Because not all users watch all movies, you might imagine that after a year, the user-ratings matrix is 80% zeros and 20% +1 or -1. It might look like the following matrix:

Now, the Netflix Problem asks, how can I guess if User A will like or dislike a movie, let’s call it Movie 1. they haven’t seen? Because User A hasn’t seen Movie 1, the corresponding cell of the user-ratings matrix will be zero. You can think of this as missing data. There is definitely a true value that exists in that cell (i.e. if User A watched Movie 1 they would either like or dislike it), but we don’t know what it is.

Can’t we just use average rankings?

A naive approach might be to just take the average ranking for each movie. Here, you simply take the average of the non-zero values for each column, and replace the zeros with that average. This naive approach might product a matrix like the following:

Although this is probably the best approach to take for a new user about whom we have no information, shouldn’t we be able to do better for a user who’s preferences we already know? Say, for example, we’re interested in User A who’s watched 710 movies in our library. We should be able to predict what User A will like more accurately than we can for a new user.

A more sophisticated approach

Intuitively, you might think, well, let’s just find a similar User Y who has:

1) watched a bunch of the same users as User A
2) rated those shared movies similarly to User A

In our raw user-rankings matrix, you might notice that User D satisfies these criteria well.

Now, all we have to do is guess that User A will like the same movies that User D did!

Matrix completion

Here, we’re taking advantage of the knowledge that two users are similar to infer what movies User A will like to watch. We might think of this as a form of redundancy among the users of the matrix. If we had more users, we might take the average of 10 users that are similar to User A and average their likes/dislikes. To go even further, perhaps we can take a weighted average where the preferences of users that are more similar to User A count more in coming up with a ranking. Surely this would perform better than just averaging over the whole population.

You may have already realized this, but there’s an equally important kind of redundancy in this matrix: similarities among the movies. For example, if a user likes rom-coms but hates horror movies, then we should probably be recommending more rom-coms to that user. Importantly, we can learn these relationships from the user-rankings matrix.

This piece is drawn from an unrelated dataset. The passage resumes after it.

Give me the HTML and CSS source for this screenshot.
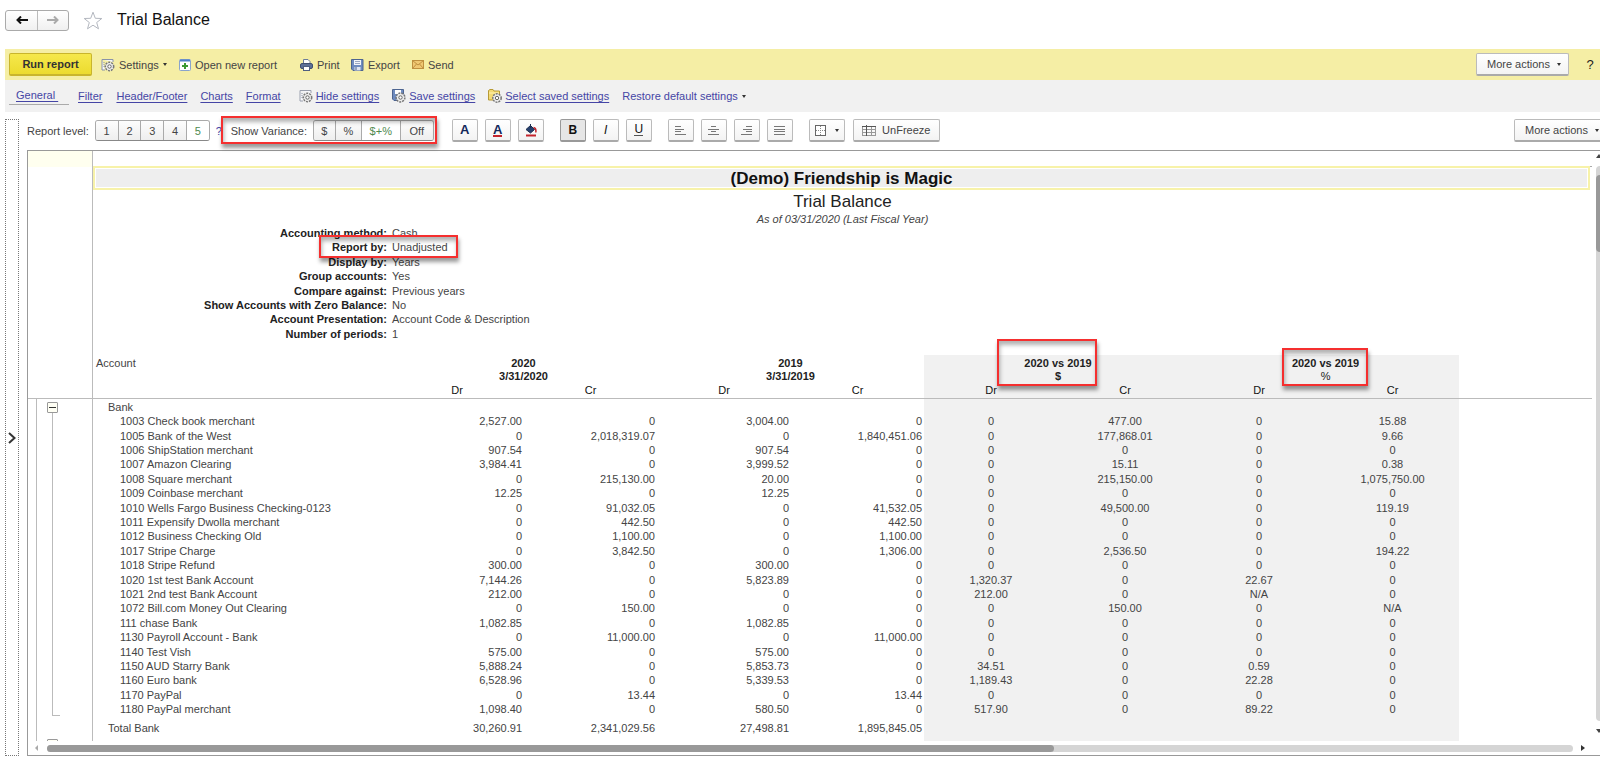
FILE: index.html
```html
<!DOCTYPE html>
<html lang="en">
<head>
<meta charset="utf-8">
<title>Trial Balance</title>
<link rel="stylesheet" href="styles.css">
</head>
<body>
<div class="app">
  <header class="titlebar">
    <div class="nav-group">
      <button class="nav-btn" aria-label="Back"><svg width="12" height="8" viewBox="0 0 12 8"><path d="M5 0.5 1.5 4 5 7.5M1.5 4H12" fill="none" stroke="#111" stroke-width="2"/></svg></button>
      <button class="nav-btn" aria-label="Forward"><svg width="12" height="8" viewBox="0 0 12 8"><path d="M7 0.5 10.500 4 7 7.5M10.500 4H0" fill="none" stroke="#aaa" stroke-width="2"/></svg></button>
    </div>
    <svg class="star" width="20" height="19" viewBox="0 0 20 19"><path d="M10 1.200 12.300 7.300 18.800 7.500 13.700 11.500 15.500 17.800 10 14.200 4.500 17.800 6.300 11.500 1.200 7.500 7.700 7.300Z" fill="#fff" stroke="#b4b8c0" stroke-width="1"/></svg>
    <h1 class="page-title">Trial Balance</h1>
  </header>

  <div class="command-bar">
    <button class="btn run-btn">Run report</button>
    <button class="cmd settings-cmd"><svg width="14" height="14" viewBox="0 0 14 14"><path d="M1 1.500H12V4M1 1.500V12H4" fill="#f4f6fb" stroke="#8a93a8"/><path d="M3 4V10" stroke="#8a93a8" stroke-dasharray="1 1"/><circle cx="8.500" cy="8.500" r="4.200" fill="#eee" stroke="#777" stroke-width="1.500" stroke-dasharray="2 1"/><circle cx="8.500" cy="8.500" r="1.700" fill="#fff" stroke="#666"/></svg>Settings<i class="caret"></i></button>
    <button class="cmd open-cmd"><svg width="13" height="12" viewBox="0 0 13 12"><rect x=".5" y=".5" width="11" height="11" rx="1" fill="#fff" stroke="#8aa4cc"/><path d="M1 1.500H11" stroke="#4f7fc7" stroke-width="2"/><path d="M6 4V10M3 7H9" stroke="#3c9a32" stroke-width="2"/></svg>Open new report</button>
    <button class="cmd print-cmd"><svg width="13" height="12" viewBox="0 0 13 12"><path d="M3.500 5V.5H8L10 2.500V5" fill="#fff" stroke="#6d7c98"/><rect x=".5" y="4.500" width="12" height="5" rx="1.500" fill="#5d7096" stroke="#3f4f70"/><rect x="3.500" y="7.500" width="6" height="4" fill="#fff" stroke="#4f5f80"/></svg>Print</button>
    <button class="cmd export-cmd"><svg width="13" height="12" viewBox="0 0 13 12"><path d="M.5 .5H12V11.500H2L.5 10Z" fill="#6f8cc0" stroke="#4d6490"/><rect x="3" y="1" width="7" height="5" fill="#f3f5fa"/><path d="M4 2.500H9M4 4.500H9" stroke="#9aa8c4"/><rect x="3.500" y="8" width="6" height="3.500" fill="#dfe5f0"/><path d="M5 8V11" stroke="#4d6490"/></svg>Export</button>
    <button class="cmd send-cmd"><svg width="12" height="9" viewBox="0 0 12 9"><rect x=".5" y=".5" width="11" height="8" fill="#f0c873" stroke="#bf9040"/><path d="M.5 .5 6 5 11.500 .5M.5 8.500 4.500 4M11.500 8.500 7.500 4" fill="none" stroke="#bf9040"/></svg>Send</button>
    <div class="spacer"></div>
    <button class="btn more-btn">More actions<i class="caret"></i></button>
    <button class="cmd help-cmd">?</button>
  </div>

  <nav class="tabs">
    <a class="tab active" href="#">General&nbsp;</a>
    <a class="tab filter-tab" href="#">Filter</a>
    <a class="tab header-tab" href="#">Header/Footer</a>
    <a class="tab" href="#">Charts</a>
    <a class="tab format-tab" href="#">Format</a>
    <a class="tab with-icon" href="#"><svg width="14" height="14" viewBox="0 0 14 14"><path d="M1 1.500H12V4M1 1.500V12H4" fill="#f8f8fb" stroke="#9aa0ae"/><path d="M3 4V10" stroke="#8a93a8" stroke-dasharray="1 1"/><circle cx="8.500" cy="8.500" r="4.200" fill="#eee" stroke="#777" stroke-width="1.500" stroke-dasharray="2 1"/><circle cx="8.500" cy="8.500" r="1.700" fill="#fff" stroke="#666"/></svg><span>Hide settings</span></a>
    <a class="tab with-icon" href="#"><svg width="14" height="14" viewBox="0 0 14 14"><path d="M.5 .5H11.500V11.500H2L.5 10Z" fill="#6f8cc0" stroke="#4d6490"/><rect x="3" y="1" width="6" height="4" fill="#fff"/><circle cx="8.500" cy="8.500" r="4.400" fill="#eee" stroke="#777" stroke-width="1.500" stroke-dasharray="2 1"/><circle cx="8.500" cy="8.500" r="1.700" fill="#fff" stroke="#666"/></svg><span>Save settings</span></a>
    <a class="tab with-icon" href="#"><svg width="14" height="14" viewBox="0 0 14 14"><path d="M.5 11V1.500L2 .5H5L6 2H11.500V11Z" fill="#f3da74" stroke="#b79a35"/><path d="M1 4H11" stroke="#fff3b5"/><circle cx="9" cy="9" r="4.200" fill="#eee" stroke="#777" stroke-width="1.500" stroke-dasharray="2 1"/><circle cx="9" cy="9" r="1.700" fill="#fff" stroke="#666"/></svg><span>Select saved settings</span></a>
    <a class="tab restore-tab" href="#">Restore default settings<i class="caret"></i></a>
  </nav>

  <div class="workspace">
    <button class="side-panel" aria-label="Expand panel"><svg width="8" height="12" viewBox="0 0 8 12"><path d="M1 1 6.500 6 1 11" fill="none" stroke="#333" stroke-width="2"/></svg></button>
    <div class="report">
      <div class="toolbar">
        <span class="tool-label">Report level:</span>
        <div class="segmented levels">
          <button>1</button><button>2</button><button>3</button><button>4</button><button class="on">5</button>
        </div>
        <a class="level-help" href="#">?</a>
        <div class="variance">
          <span class="tool-label">Show Variance:</span>
          <div class="segmented amounts">
            <button>$</button><button>%</button><button class="on">$+%</button><button>Off</button>
          </div>
          <span class="mark variance-mark"></span>
        </div>
        <div class="tool-group">
          <button class="btn tool" aria-label="Font"><b class="navy">A</b></button>
          <button class="btn tool" aria-label="Text color"><b class="navy redline">A</b></button>
          <button class="btn tool" aria-label="Fill color"><svg width="12" height="13" viewBox="0 0 12 13"><path d="M1 5.500 5.500 1.500 9.500 5.500 5.500 9Z" fill="#26406e" stroke="#1b2d50"/><path d="M5.500 4V0" stroke="#1b2d50"/><path d="M8.500 3.500Q11.500 4 10.800 8.500" fill="none" stroke="#c3242c" stroke-width="1.500"/><path d="M1 11.500H11" stroke="#c3242c" stroke-width="2"/></svg></button>
        </div>
        <div class="tool-group">
          <button class="btn tool pressed" aria-label="Bold"><b>B</b></button>
          <button class="btn tool" aria-label="Italic"><em>I</em></button>
          <button class="btn tool" aria-label="Underline"><span class="under">U</span></button>
        </div>
        <div class="tool-group">
          <button class="btn tool" aria-label="Align left"><svg width="11" height="9" viewBox="0 0 11 9"><path d="M0 .5H6M0 3.500H9M0 5.500H6M0 8.500H11" stroke="#777"/></svg></button>
          <button class="btn tool" aria-label="Align center"><svg width="11" height="9" viewBox="0 0 11 9"><path d="M3 .5H8M0 3.500H11M3 5.500H8M0 8.500H11" stroke="#777"/></svg></button>
          <button class="btn tool" aria-label="Align right"><svg width="11" height="9" viewBox="0 0 11 9"><path d="M5 .5H11M2 3.500H11M5 5.500H11M0 8.500H11" stroke="#777"/></svg></button>
          <button class="btn tool" aria-label="Justify"><svg width="11" height="9" viewBox="0 0 11 9"><path d="M0 .5H11M0 3.500H11M0 5.500H11M0 8.500H11" stroke="#777"/></svg></button>
        </div>
        <button class="btn borders" aria-label="Borders"><svg width="11" height="11" viewBox="0 0 11 11"><rect x=".5" y=".5" width="10" height="10" fill="#fff" stroke="#666"/><path d="M5.500 1V10M1 5.500H10" stroke="#888" stroke-dasharray="1 1"/></svg><i class="caret"></i></button>
        <button class="btn unfreeze"><svg width="14" height="11" viewBox="0 0 14 11"><path d="M0 1.500H14M0 4.500H14M0 7.500H14M0 10.500H14M.5 1V11M4.500 1V11M9.500 1V11M13.500 1V11" stroke="#999"/><path d="M0 1.500H14M4.500 0V11" stroke="#555"/></svg>UnFreeze</button>
        <div class="spacer"></div>
        <button class="btn more-btn clipped">More actions<i class="caret"></i></button>
      </div>

      <div class="sheet">
        <div class="gutter">
          <div class="gutter-corner"></div>
          <div class="gutter-head"></div>
          <div class="gutter-body">
            <div class="tree">
              <button class="fold" aria-label="Collapse Bank"></button>
              <div class="tree-line"></div>
              <button class="fold next" aria-label="Collapse next group"></button>
            </div>
          </div>
        </div>
        <div class="cells">
          <div class="top-row"></div>
          <h2 class="company">(Demo) Friendship is Magic</h2>
          <p class="report-name">Trial Balance</p>
          <p class="as-of">As of 03/31/2020 (Last Fiscal Year)</p>
          <dl class="params">
            <dt>Accounting method:</dt><dd>Cash</dd>
            <dt>Report by:</dt><dd class="marked">Unadjusted<span class="mark unadjusted-mark"></span></dd>
            <dt>Display by:</dt><dd>Years</dd>
            <dt>Group accounts:</dt><dd>Yes</dd>
            <dt>Compare against:</dt><dd>Previous years</dd>
            <dt>Show Accounts with Zero Balance:</dt><dd>No</dd>
            <dt>Account Presentation:</dt><dd>Account Code &amp; Description</dd>
            <dt>Number of periods:</dt><dd>1</dd>
          </dl>
          <table class="balances">
            <colgroup><col class="c-account"><col class="c-wide"><col class="c-narrow"><col class="c-wide"><col class="c-narrow"><col span="3" class="c-wide shade"><col class="c-narrow shade"><col></colgroup>
            <thead>
              <tr class="periods"><th class="account">Account</th><th colspan="2">2020<br>3/31/2020</th><th colspan="2">2019<br>3/31/2019</th><th colspan="2"><div class="marked">2020 vs 2019<br>$<span class="mark dollar-mark"></span></div></th><th colspan="2"><div class="marked">2020 vs 2019<br><span class="light">%</span><span class="mark percent-mark"></span></div></th><th></th></tr>
              <tr class="sides"><th></th><th>Dr</th><th>Cr</th><th>Dr</th><th>Cr</th><th>Dr</th><th>Cr</th><th>Dr</th><th>Cr</th><th></th></tr>
            </thead>
            <tbody>
              <tr class="group"><td>Bank</td><td></td><td></td><td></td><td></td><td></td><td></td><td></td><td></td></tr>
              <tr><td>1003 Check book merchant</td><td>2,527.00</td><td>0</td><td>3,004.00</td><td>0</td><td>0</td><td>477.00</td><td>0</td><td>15.88</td></tr>
              <tr><td>1005 Bank of the West</td><td>0</td><td>2,018,319.07</td><td>0</td><td>1,840,451.06</td><td>0</td><td>177,868.01</td><td>0</td><td>9.66</td></tr>
              <tr><td>1006 ShipStation merchant</td><td>907.54</td><td>0</td><td>907.54</td><td>0</td><td>0</td><td>0</td><td>0</td><td>0</td></tr>
              <tr><td>1007 Amazon Clearing</td><td>3,984.41</td><td>0</td><td>3,999.52</td><td>0</td><td>0</td><td>15.11</td><td>0</td><td>0.38</td></tr>
              <tr><td>1008 Square merchant</td><td>0</td><td>215,130.00</td><td>20.00</td><td>0</td><td>0</td><td>215,150.00</td><td>0</td><td>1,075,750.00</td></tr>
              <tr><td>1009 Coinbase merchant</td><td>12.25</td><td>0</td><td>12.25</td><td>0</td><td>0</td><td>0</td><td>0</td><td>0</td></tr>
              <tr><td>1010 Wells Fargo Business Checking-0123</td><td>0</td><td>91,032.05</td><td>0</td><td>41,532.05</td><td>0</td><td>49,500.00</td><td>0</td><td>119.19</td></tr>
              <tr><td>1011 Expensify Dwolla merchant</td><td>0</td><td>442.50</td><td>0</td><td>442.50</td><td>0</td><td>0</td><td>0</td><td>0</td></tr>
              <tr><td>1012 Business Checking Old</td><td>0</td><td>1,100.00</td><td>0</td><td>1,100.00</td><td>0</td><td>0</td><td>0</td><td>0</td></tr>
              <tr><td>1017 Stripe Charge</td><td>0</td><td>3,842.50</td><td>0</td><td>1,306.00</td><td>0</td><td>2,536.50</td><td>0</td><td>194.22</td></tr>
              <tr><td>1018 Stripe Refund</td><td>300.00</td><td>0</td><td>300.00</td><td>0</td><td>0</td><td>0</td><td>0</td><td>0</td></tr>
              <tr><td>1020 1st test Bank Account</td><td>7,144.26</td><td>0</td><td>5,823.89</td><td>0</td><td>1,320.37</td><td>0</td><td>22.67</td><td>0</td></tr>
              <tr><td>1021 2nd test Bank Account</td><td>212.00</td><td>0</td><td>0</td><td>0</td><td>212.00</td><td>0</td><td>N/A</td><td>0</td></tr>
              <tr><td>1072 Bill.com Money Out Clearing</td><td>0</td><td>150.00</td><td>0</td><td>0</td><td>0</td><td>150.00</td><td>0</td><td>N/A</td></tr>
              <tr><td>111 chase Bank</td><td>1,082.85</td><td>0</td><td>1,082.85</td><td>0</td><td>0</td><td>0</td><td>0</td><td>0</td></tr>
              <tr><td>1130 Payroll Account - Bank</td><td>0</td><td>11,000.00</td><td>0</td><td>11,000.00</td><td>0</td><td>0</td><td>0</td><td>0</td></tr>
              <tr><td>1140 Test Vish</td><td>575.00</td><td>0</td><td>575.00</td><td>0</td><td>0</td><td>0</td><td>0</td><td>0</td></tr>
              <tr><td>1150 AUD Starry Bank</td><td>5,888.24</td><td>0</td><td>5,853.73</td><td>0</td><td>34.51</td><td>0</td><td>0.59</td><td>0</td></tr>
              <tr><td>1160 Euro bank</td><td>6,528.96</td><td>0</td><td>5,339.53</td><td>0</td><td>1,189.43</td><td>0</td><td>22.28</td><td>0</td></tr>
              <tr><td>1170 PayPal</td><td>0</td><td>13.44</td><td>0</td><td>13.44</td><td>0</td><td>0</td><td>0</td><td>0</td></tr>
              <tr><td>1180 PayPal merchant</td><td>1,098.40</td><td>0</td><td>580.50</td><td>0</td><td>517.90</td><td>0</td><td>89.22</td><td>0</td></tr>
              <tr class="total"><td>Total Bank</td><td>30,260.91</td><td>2,341,029.56</td><td>27,498.81</td><td>1,895,845.05</td><td></td><td></td><td></td><td></td></tr>
            </tbody>
          </table>
        </div>
        <div class="vscroll">
          <i class="arrow up"></i>
          <div class="vtrack"><div class="vthumb"></div></div>
          <i class="arrow down"></i>
        </div>
        <div class="hscroll">
          <i class="arrow left"></i>
          <div class="htrack"><div class="hthumb"></div></div>
          <i class="arrow right"></i>
        </div>
      </div>
    </div>
  </div>
</div>
</body>
</html>
```
FILE: styles.css
```css
* { box-sizing: border-box; }
body {
  margin: 0;
  background: #fff;
  color: #444;
  font: 11px/14px "Liberation Sans", Arial, sans-serif;
  overflow: hidden;
}
button {
  font: inherit;
  color: inherit;
  padding: 0;
  margin: 0;
  border: 0;
  background: none;
}
h1, h2, p, dl, dd { margin: 0; }
svg { display: block; flex: none; }
.app {
  display: flex;
  flex-direction: column;
  height: 100vh;
  padding-left: 5px;
}
.spacer { flex: 1; }
.caret {
  width: 0;
  border: 2px solid transparent;
  border-top: 3px solid #333;
  border-bottom: 0;
}

/* Title bar */
.titlebar {
  display: flex;
  align-items: center;
  height: 49px;
  padding-bottom: 9px;
}
.nav-group {
  display: flex;
  height: 21px;
  border: 1px solid #aaa;
  border-radius: 3px;
  background: linear-gradient(#fff, #f0f0f0);
}
.nav-btn {
  display: flex;
  align-items: center;
  justify-content: center;
  width: 31px;
}
.nav-btn + .nav-btn { border-left: 1px solid #bbb; }
.star { margin: 0 14px 0 14px; }
.page-title {
  font-size: 16px;
  line-height: 20px;
  font-weight: normal;
  color: #111;
}

/* Command bar */
.btn {
  display: flex;
  align-items: center;
  justify-content: center;
  height: 23px;
  border: 1px solid #bbb;
  border-bottom: 2px solid #aaa;
  border-radius: 2px;
  background: linear-gradient(#fff, #f3f3f3);
}
.command-bar {
  display: flex;
  align-items: center;
  height: 31px;
  flex: none;
  padding-left: 4px;
  background: #f5eea5;
}
.run-btn {
  width: 83px;
  margin-right: 9px;
  border-color: #c9b52c;
  background: linear-gradient(#f6e84c, #ecdb2e);
  font-weight: bold;
  color: #333;
}
.cmd { display: flex; align-items: center; gap: 4px; }
.settings-cmd { width: 78px; }
.open-cmd { width: 121px; gap: 3px; }
.print-cmd { width: 51px; }
.export-cmd { width: 61px; }
.more-btn { gap: 7px; width: 93px; padding-left: 3px; }
.help-cmd {
  justify-content: center;
  width: 31px;
  padding-left: 11px;
  font-size: 13px;
  color: #222;
}

/* Settings tabs */
.tabs {
  display: flex;
  align-items: center;
  height: 32px;
  flex: none;
  padding-left: 4px;
  gap: 13px;
  background: #f1f1f1;
}
.tab { color: #4545a5; text-decoration: underline; text-underline-offset: 2px; }
.tab.active {
  width: 60px;
  margin-right: -4px;
  padding: 0 0 2px 7px;
  border-bottom: 1px solid #aaa;
}
.header-tab { margin-left: 1px; }
.format-tab { margin-right: 5px; }
.with-icon { display: flex; align-items: center; gap: 3px; text-decoration: none; }
.with-icon span { text-decoration: underline; }
.restore-tab { display: flex; align-items: center; gap: 4px; text-decoration: none; }

/* Workspace */
.workspace { display: flex; flex: 1; min-height: 0; }
.side-panel {
  display: flex;
  align-items: center;
  justify-content: center;
  width: 14px;
  flex: none;
  margin: 7px 8px 2px 0;
  border: 1px dotted #777;
}
.report { display: flex; flex-direction: column; flex: 1; min-width: 0; }
.toolbar {
  display: flex;
  align-items: center;
  height: 38px;
  flex: none;
  padding-bottom: 1px;
}
.tool-label { flex: none; }
.segmented {
  display: flex;
  height: 21px;
  border: 1px solid #aaa;
  border-bottom-color: #888;
  border-radius: 3px;
  overflow: hidden;
}
.segmented button {
  flex: 1 1 auto;
  background: linear-gradient(#fdfdfd, #eee);
}
.segmented button + button { border-left: 1px solid #aaa; }
.segmented .on { background: #fff; color: #4f8a4f; }
.levels { width: 115px; margin-left: 6px; }
.level-help { width: 16px; padding-left: 6px; color: #4545a5; text-decoration: none; }
.variance {
  position: relative;
  display: flex;
  align-items: center;
  justify-content: space-between;
  width: 203px;
  margin: 0 18px 0 5px;
}
.segmented.amounts { display: grid; grid-template-columns: 21fr 26fr 39fr 33fr; width: 121px; }
.tool-group { display: flex; gap: 7px; margin-right: 16px; }
.tool { width: 26px; color: #111; font-size: 12px; }
.pressed { background: #e6e6e6; border-color: #999; }
.navy { color: #14285a; font-size: 13px; }
.redline { line-height: 11px; border-bottom: 2px solid #c3242c; }
.under { line-height: 11px; border-bottom: 1px solid #555; }
.borders { width: 36px; gap: 9px; margin-right: 8px; }
.unfreeze { width: 87px; gap: 6px; }
.clipped { flex: none; margin-right: -7px; }

/* Red callout frames */
.marked { position: relative; }
.mark {
  position: absolute;
  border: 2px solid #f52f2f;
  box-shadow: 1px 4px 4px rgba(0, 0, 0, .4), inset 1px 4px 4px rgba(0, 0, 0, .3);
  pointer-events: none;
}
.variance-mark { inset: -4px -3px -3px -10px; }
.unadjusted-mark { top: -5px; left: -73px; width: 139px; height: 23px; }
.dollar-mark { top: -18px; left: 73px; width: 100px; height: 47px; }
.percent-mark { top: -9px; left: 90px; width: 86px; height: 38px; }

/* Sheet */
.sheet {
  flex: 1;
  min-height: 0;
  display: grid;
  grid-template-columns: 65px minmax(0, 1fr) 8px;
  grid-template-rows: minmax(0, 1fr) 14px;
  margin-bottom: 2px;
  border: 1px solid #999;
  border-right: 0;
}
.gutter {
  display: flex;
  flex-direction: column;
  border-right: 1px solid #bbb;
  overflow: hidden;
}
.gutter-corner { height: 16px; flex: none; background: #ffffef; }
.gutter-head { height: 232px; flex: none; border-bottom: 1px solid #bbb; }
.gutter-body { flex: 1; padding-left: 8px; }
.tree {
  display: flex;
  flex-direction: column;
  padding: 3px 0 0 10px;
  border-left: 1px solid #bbb;
  height: 100%;
}
.fold {
  width: 11px;
  height: 11px;
  flex: none;
  border: 1px solid #999;
  border-radius: 1px;
  background: linear-gradient(#333, #333) center / 7px 1px no-repeat #fffff4;
}
.tree-line {
  width: 8px;
  height: 303px;
  flex: none;
  margin: 0 0 23px 5px;
  border: solid #bbb;
  border-width: 0 0 1px 1px;
}
.cells { overflow: hidden; text-align: center; }
.top-row { height: 16px; border-bottom: 1px solid #aaa; }
.company {
  height: 24px;
  margin: -1px 2px 1px 0;
  padding-top: 1px;
  border: 2px solid #f7f2a9;
  outline: 1px solid #fff;
  outline-offset: -3px;
  background: #eee;
  font-size: 17px;
  line-height: 20px;
  color: #111;
}
.report-name { font-size: 17px; line-height: 22px; color: #222; }
.as-of { font-style: italic; line-height: 13px; }
.params {
  display: grid;
  grid-template-columns: 294px 1fr;
  grid-auto-rows: 1fr;
  column-gap: 5px;
  height: 115px;
  margin-bottom: 14px;
  text-align: left;
}
.params dt { text-align: right; font-weight: bold; color: #222; }
.balances {
  width: 100%;
  table-layout: fixed;
  border-spacing: 0;
  white-space: nowrap;
}
.c-account { width: 297px; }
.c-wide { width: 134px; }
.c-narrow { width: 133px; }
.shade { background: #f1f1f1; }
.balances th { padding: 0; color: #222; vertical-align: top; line-height: 13px; }
.balances .account { padding-left: 3px; text-align: left; font-weight: normal; color: #444; }
.balances .light { font-weight: normal; }
.balances .periods th { height: 29px; padding-top: 2px; }
.balances .sides th { height: 15px; border-bottom: 1px solid #bbb; font-weight: normal; color: #111; }
.balances td { height: 14px; padding: 0 2px 0 0; text-align: right; line-height: 14px; }
.balances tr:nth-child(5n + 1) td, .balances tr:nth-child(5n + 3) td { height: 15px; }
.balances td:nth-child(n + 6) { padding: 0; text-align: center; }
.balances td:first-child { padding-left: 27px; text-align: left; }
.balances .group td:first-child, .balances .total td:first-child { padding-left: 15px; }
.balances tr.total td { height: 40px; padding-top: 5px; vertical-align: top; }

/* Scroll bars */
.vscroll { display: flex; flex-direction: column; padding-left: 4px; overflow: hidden; }
.vtrack { flex: 1; width: 9px; margin: 8px 0; border-radius: 4px; background: #d5d5d5; padding-top: 9px; }
.vthumb { height: 77px; border-radius: 4px; background: #999; }
.hscroll { grid-column: 1 / 4; display: flex; align-items: center; padding: 0 15px 0 7px; }
.htrack { flex: 1; height: 7px; margin: 0 8px 0 9px; border-radius: 4px; background: #d5d5d5; }
.hthumb { width: 66%; height: 7px; border-radius: 4px; background: #999; }
.arrow { width: 0; flex: none; border: 3px solid transparent; }
.up { margin-top: 3px; border-bottom: 4px solid #444; border-top: 0; }
.down { margin-bottom: 8px; border-top: 4px solid #444; border-bottom: 0; }
.left { border-right: 3px solid #aaa; border-left: 0; }
.right { border-left: 4px solid #333; border-right: 0; }
```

As described here, we can consider imputation as a form of matrix-completion. There are many ways to solve the matrix completion problem, and one elegant solution proposed by Candes and Recht (2008) considers the rank of the matrix. The rank of a matrix is equal to the number of linearly independent columns. In the Netflix Problem, we assume that the ratings of all rom-coms are not linearly independent, but are to some degree related to each other.

Single cell imputation is not a matrix completion

As you may have realized, single cell imputation is not a simple matrix completion problem. Can you tell why?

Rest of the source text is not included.